Your instructions: Search the material for the word "React" and copy each line that holds it.

Dataset excerpt:
^^^^
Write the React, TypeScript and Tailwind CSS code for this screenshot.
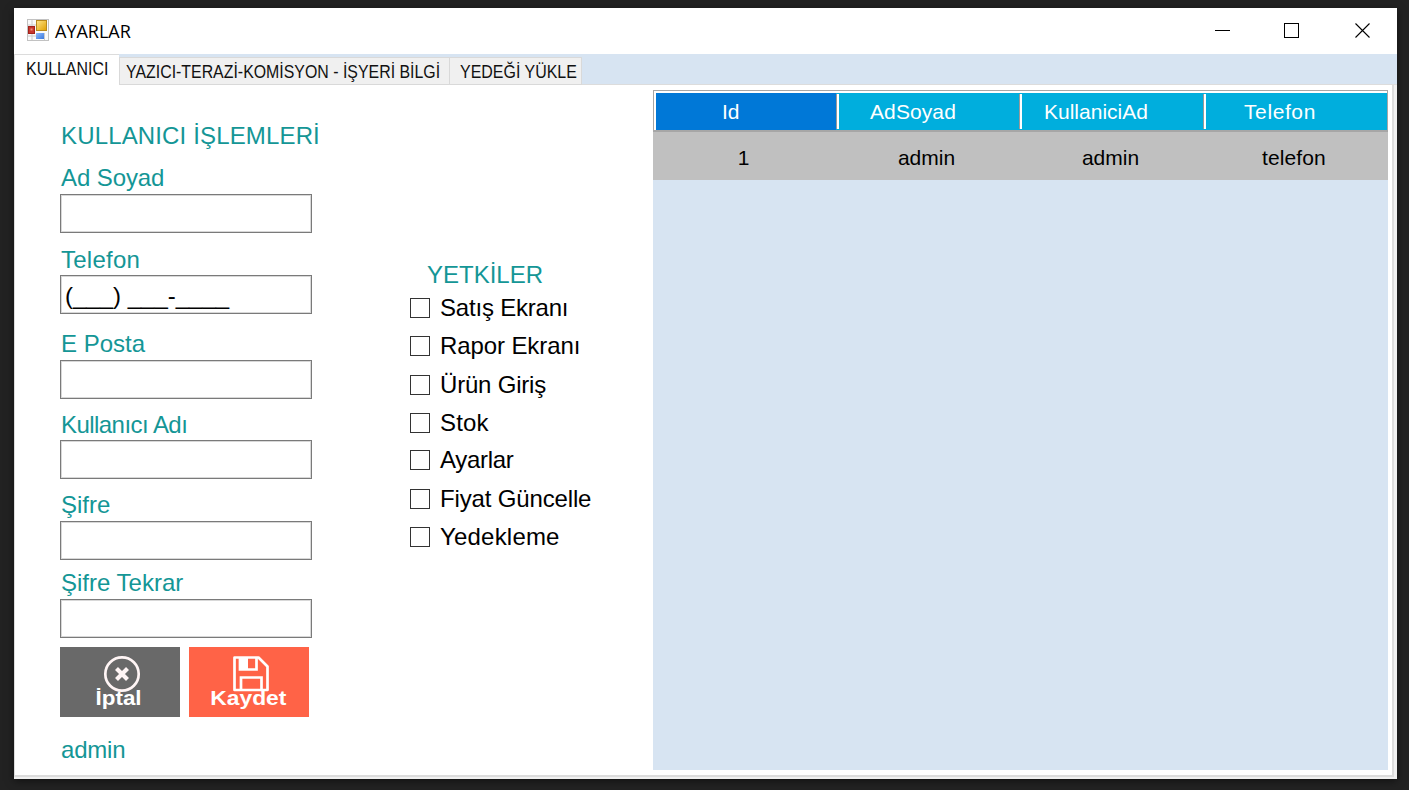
import React from "react";

const fields = [
  { label: "Ad Soyad", gap: "pt-[14px]", inner: "mb-[2px] tracking-[-0.1px]", value: "" },
  { label: "Telefon", gap: "pt-[13px]", inner: "mb-[1px] tracking-[0.25px]", value: "(___) ___-____" },
  { label: "E Posta", gap: "pt-[16px]", inner: "mb-[2px]", value: "" },
  { label: "Kullanıcı Adı", gap: "pt-[12px]", inner: "mb-[1px] tracking-[-0.55px]", value: "" },
  { label: "Şifre", gap: "pt-[12px]", inner: "mb-[2px]", value: "" },
  { label: "Şifre Tekrar", gap: "pt-[9px]", inner: "mb-[2px]", value: "" },
];

const permissions = [
  { name: "Satış Ekranı", style: "h-[38px] tracking-[-0.2px]" },
  { name: "Rapor Ekranı", style: "h-[38px] tracking-[-0.1px]" },
  { name: "Ürün Giriş", style: "h-[39px] pt-px tracking-[-0.2px]" },
  { name: "Stok", style: "h-[37px] tracking-[0.2px]" },
  { name: "Ayarlar", style: "h-[38px] tracking-[-0.3px]" },
  { name: "Fiyat Güncelle", style: "h-[39px] pt-px tracking-[-0.15px]" },
  { name: "Yedekleme", style: "h-[37px] tracking-[0.2px]" },
];

function AppIcon() {
  return (
    <svg width="22" height="22" viewBox="0 0 22 22">
      <defs>
        <linearGradient id="gold" x1="0" y1="0" x2="1" y2="1">
          <stop offset="0" stopColor="#ffe58a" />
          <stop offset="1" stopColor="#e0a000" />
        </linearGradient>
        <linearGradient id="blue" x1="0" y1="0" x2="1" y2="1">
          <stop offset="0" stopColor="#8fbcff" />
          <stop offset="1" stopColor="#3a78dc" />
        </linearGradient>
      </defs>
      <rect x="0.5" y="0.5" width="21" height="21" fill="#fafafa" stroke="#c2c2c2" />
      <path d="M5 1v20M1 17h8M1 6h8M17.500 14v7" stroke="#cccccc" />
      <rect x="1.500" y="7.500" width="6" height="7" fill="#c8372d" stroke="#a3231c" />
      <rect x="3.500" y="9.500" width="2" height="2" fill="#ef8d7c" />
      <rect x="9.500" y="1.500" width="10" height="10" fill="url(#gold)" stroke="#b98a1c" />
      <rect x="9" y="14" width="8" height="6" fill="url(#blue)" />
    </svg>
  );
}

function TitleBar() {
  return (
    <header className="flex h-[46px] shrink-0 items-center bg-white pb-[2px] pl-[13px] text-black">
      <AppIcon />
      <h1 className="ml-[6px] flex-1 origin-left pt-px font-['Open_Sans',sans-serif] text-[18px] leading-6">
        AYARLAR
      </h1>
      <div className="flex items-center pt-[2px]">
        <svg className="mr-[53px]" width="16" height="16" viewBox="0 0 16 16" shapeRendering="crispEdges">
          <path d="M0 7.500h15" stroke="#000" />
        </svg>
        <svg className="mr-[55px]" width="16" height="16" viewBox="0 0 16 16" shapeRendering="crispEdges">
          <rect x="0.500" y="0.500" width="14" height="14" fill="none" stroke="#000" />
        </svg>
        <svg className="mr-[26px]" width="16" height="16" viewBox="0 0 16 16">
          <path d="M0.500 0.500l14 14M14.500 0.500l-14 14" stroke="#000" strokeWidth="1.100" />
        </svg>
      </div>
    </header>
  );
}

function Tabs() {
  return (
    <nav className="flex h-[31px] shrink-0 items-end bg-[#d7e4f2] text-[18px] leading-[22px] whitespace-nowrap text-[#111]">
      <div className="z-10 h-[31px] w-[105px] border-t border-l border-[#dcdcdc] bg-white pt-[3px] pl-[11px]">
        <span className="inline-block origin-left scale-x-[0.885]">KULLANICI</span>
      </div>
      <div className="h-[28px] w-[331px] border border-[#d9d9d9] bg-[#f0f0f0] pt-[3px] pl-[6px]">
        <span className="inline-block origin-left scale-x-[0.883]">YAZICI-TERAZİ-KOMİSYON - İŞYERİ BİLGİ</span>
      </div>
      <div className="h-[28px] w-[132px] border border-l-0 border-[#d9d9d9] bg-[#f0f0f0] pt-[3px] pl-[10px]">
        <span className="inline-block origin-left scale-x-[0.887]">YEDEĞİ YÜKLE</span>
      </div>
      <div className="h-px flex-1 bg-[#dcdcdc]" />
    </nav>
  );
}

function UserForm() {
  return (
    <section className="flex w-[252px] flex-col pt-[37px] text-[24px] leading-7 text-[#149696]">
      <h2 className="pl-px tracking-[0.15px] whitespace-nowrap">KULLANICI İŞLEMLERİ</h2>
      {fields.map((f) => (
        <label key={f.label} className={`flex flex-col ${f.gap}`}>
          <span className={`pl-px ${f.inner}`}>{f.label}</span>
          <input
            type="text"
            defaultValue={f.value}
            className="h-[39px] w-[252px] border border-[#7a7a7a] bg-white pt-[2px] pl-[4px] text-[24px] text-black shadow-[inset_0_0_0_1px_#d8d8d8] outline-none"
          />
        </label>
      ))}
      <div className="mt-[9px] flex gap-[9px] text-[20px] leading-6 font-bold text-white">
        <button className="flex h-[70px] w-[120px] flex-col items-center bg-[#696969] pt-[8px]">
          <svg width="38" height="38" viewBox="0 0 38 38" className="ml-[3px] shrink-0">
            <circle cx="19" cy="19" r="16.700" fill="none" stroke="#fff5f5" strokeWidth="2.700" />
            <path d="M13.500 13.500l11 11M24.500 13.500l-11 11" stroke="#fff5f5" strokeWidth="4.200" />
          </svg>
          <span className="-mt-[7px] mr-[3px] scale-x-[1.120]">İptal</span>
        </button>
        <button className="flex h-[70px] w-[120px] flex-col items-center bg-[#ff6347] pt-[8px]">
          <svg width="38" height="38" viewBox="0 0 38 38" className="ml-[3px] shrink-0">
            <path d="M2.500 2.500h24l9 9v23.500h-33z" fill="none" stroke="#fff" strokeWidth="2.700" strokeLinejoin="round" />
            <path d="M8 2.500v12h16.500v-12M9 35V22.500h20.500V35" fill="none" stroke="#fff" strokeWidth="2.700" />
            <path d="M8 2h8v13H8z" fill="#fff" />
          </svg>
          <span className="-mt-[7px] mr-px scale-x-[1.140]">Kaydet</span>
        </button>
      </div>
      <p className="mt-[19px] pl-px tracking-[-0.2px]">admin</p>
    </section>
  );
}

function Permissions() {
  return (
    <section className="ml-[98px] w-[243px] shrink-0 pt-[176px] text-[24px]">
      <h2 className="pl-[17px] leading-7 text-[#149696]">YETKİLER</h2>
      <div className="text-black">
        {permissions.map((p) => (
          <label key={p.name} className={`flex items-center whitespace-nowrap ${p.style}`}>
            <input
              type="checkbox"
              className="size-[20px] shrink-0 appearance-none border border-[#333] bg-white"
            />
            <span className="ml-[10px]">{p.name}</span>
          </label>
        ))}
      </div>
    </section>
  );
}

function UserGrid() {
  return (
    <section className="mt-[5px] flex h-[680px] w-[735px] flex-col bg-[#d7e4f2] text-[21px]">
      <div className="flex h-[42px] shrink-0 border-t border-r border-b-2 border-l border-[#a6a6a6] bg-white pt-[2px] pl-[2px] text-white">
        <div className="flex h-full w-[180px] items-center bg-[#0078d7] pt-px pl-[66px]">Id</div>
        <div className="flex h-full flex-1 items-center bg-[#00aedd]">
          <div className="h-[35px] w-[3px] border-l border-[#999] bg-white" />
          <span className="w-[180px] pt-px pl-[31px] tracking-[0.1px]">AdSoyad</span>
          <div className="h-[35px] w-[3px] border-l border-[#999] bg-white" />
          <span className="w-[181px] pt-px pl-[22px]">KullaniciAd</span>
          <div className="h-[35px] w-[3px] border-l border-[#999] bg-white" />
          <span className="pt-px pl-[38px] tracking-[0.6px]">Telefon</span>
        </div>
      </div>
      <div className="grid h-[48px] shrink-0 grid-cols-[181px_185px_183px_184px] items-center bg-[#c0c0c0] pt-[4px] text-center text-black">
        <span>1</span>
        <span>admin</span>
        <span>admin</span>
        <span className="tracking-[0.1px]">telefon</span>
      </div>
    </section>
  );
}

export default function App() {
  return (
    <div className="h-[790px] w-[1409px] overflow-hidden bg-[#222222] px-[14px] pt-[8px] pr-[12px] font-['Liberation_Sans',Arial,sans-serif]">
      <main className="flex h-[771px] w-[1383px] flex-col bg-[#f0f0f0] shadow-[0_2px_8px_rgba(0,0,0,0.5)]">
        <TitleBar />
        <Tabs />
        <div className="mr-[3px] mb-[2px] flex flex-1 border-r-2 border-b-2 border-l border-[#dcdcdc] bg-white pl-[45px]">
          <UserForm />
          <Permissions />
          <UserGrid />
        </div>
      </main>
    </div>
  );
}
^^^^
Solved exercise:
Write the React, TypeScript and Tailwind CSS code for this screenshot.
import React from "react";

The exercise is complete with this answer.